Time-averaging and temporal-filtering in wall-modeled large eddy simulation

Abstract

A turbulent channel flow at a Reynolds number of Reτ=2000 is solved based on the spatially filtered Navier–Stokes equations using large eddy simulation and an in-house code. A nonequilibrium wall model is implemented to predict the flow in the wall layer based on the Reynolds-averaged approach. To mitigate the log-layer mismatch, which is often encountered in wall modeling, two temporal schemes are introduced to average the wall layer solution and to filter the flow information input to the wall layer. It is found that the time periods used for the time-averaging and temporal-filtering schemes affect the performance of the wall model. The results show that shorter time periods enable the wall model to respond to the flow structures in the outer layer and correctly predict the friction velocity. However, the prediction of the friction velocity also depends on the location of the matching point. Locating the matching point further from the wall results in better performance due to the compatibility of the subgrid scale model with the grid resolution further from the wall.
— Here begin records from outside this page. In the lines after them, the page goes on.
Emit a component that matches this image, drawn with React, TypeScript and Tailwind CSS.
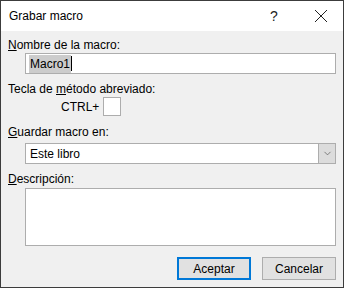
import { ChevronDown } from 'lucide-react';

export default function App() {
  return (
    <div
      className="w-[344px] h-[288px] bg-[#f0f0f0] border border-[#3c3c3c] flex flex-col text-[12px] text-[#000] leading-[14px]"
      style={{ fontFamily: '"Liberation Sans", Arial, sans-serif' }}
    >
      {/* Barra de título */}
      <div className="h-[30px] bg-white flex items-center pl-[8px] shrink-0">
        <span className="flex-1">Grabar macro</span>
        <span className="w-[12px] mr-[34px] text-[14px] text-center text-[#222]">?</span>
        <svg width="14" height="14" viewBox="0 0 14 14" className="mr-[15px]">
          <path d="M1 1 L13 13 M13 1 L1 13" stroke="#222" strokeWidth="1" />
        </svg>
      </div>

      {/* Cuerpo */}
      <div className="flex flex-col px-[7px] pt-[7px]">
        <span>
          <u>N</u>ombre de la macro:
        </span>
        <div className="ml-[17px] mt-[1px] h-[21px] bg-white border border-[#adadad] flex items-center pl-[3px]">
          <span className="bg-[#cccccc] px-[1px] py-[2px] leading-[14px]">Macro1</span>
          <span className="w-px h-[15px] bg-black" />
        </div>

        <span className="mt-[8px]">
          Tecla de <u>m</u>étodo abreviado:
        </span>
        <div className="flex items-center mt-[1px] ml-[53px] gap-[4px]">
          <span>CTRL+</span>
          <div className="w-[18px] h-[19px] bg-white border border-[#adadad]" />
        </div>

        <span className="mt-[9px]">
          <u>G</u>uardar macro en:
        </span>
        <div className="ml-[17px] mt-[4px] h-[21px] bg-white border border-[#adadad] flex items-center">
          <span className="flex-1 pl-[4px]">Este libro</span>
          <div className="w-[17px] h-full bg-[#dcdcdc] border-l border-[#adadad] flex items-center justify-center">
            <ChevronDown size={11} strokeWidth={1.5} color="#555" />
          </div>
        </div>

        <span className="mt-[8px]">
          <u>D</u>escripción:
        </span>
        <div className="ml-[17px] mt-[2px] h-[58px] bg-white border border-[#adadad]" />

        <div className="flex justify-end gap-[11px] mt-[11px]">
          <button className="w-[74px] h-[23px] bg-[#e1e1e1] border-2 border-[#0078d7]">
            Aceptar
          </button>
          <button className="w-[74px] h-[23px] bg-[#e1e1e1] border border-[#adadad]">
            Cancelar
          </button>
        </div>
      </div>
    </div>
  );
}
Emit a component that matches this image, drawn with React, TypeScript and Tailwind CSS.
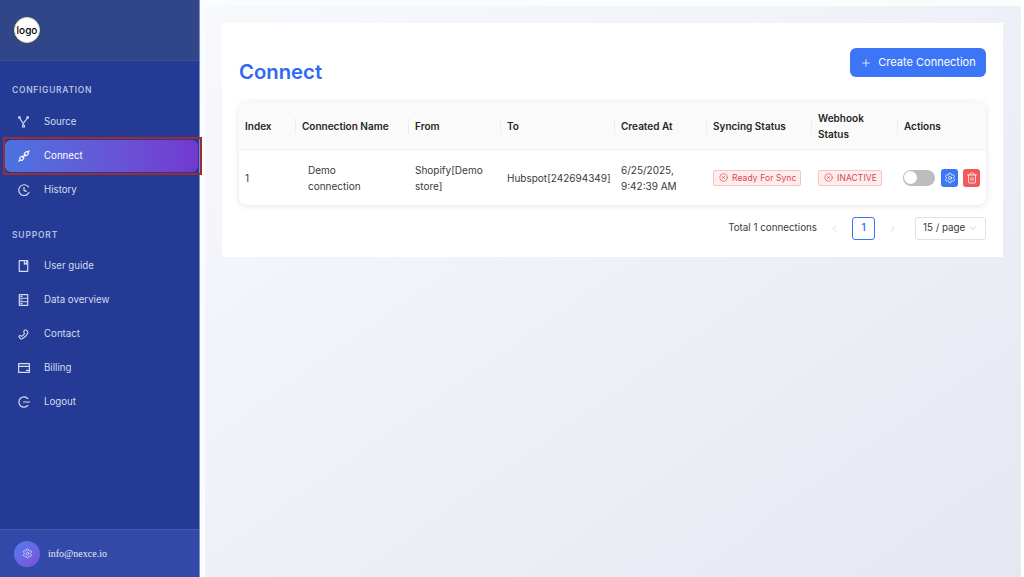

The temporal-filtering scheme is used to remove nonessential high-frequency wavelengths that can disturb the functionality of wall modeling. Various combinations of the time-averaging and temporal-filtering time periods are investigated for different locations of the matching point. Overall, it is concluded that using a shorter period for time-averaging and a temporal-filtering period comparable to the turbulent diffusion timescale leads to improved results.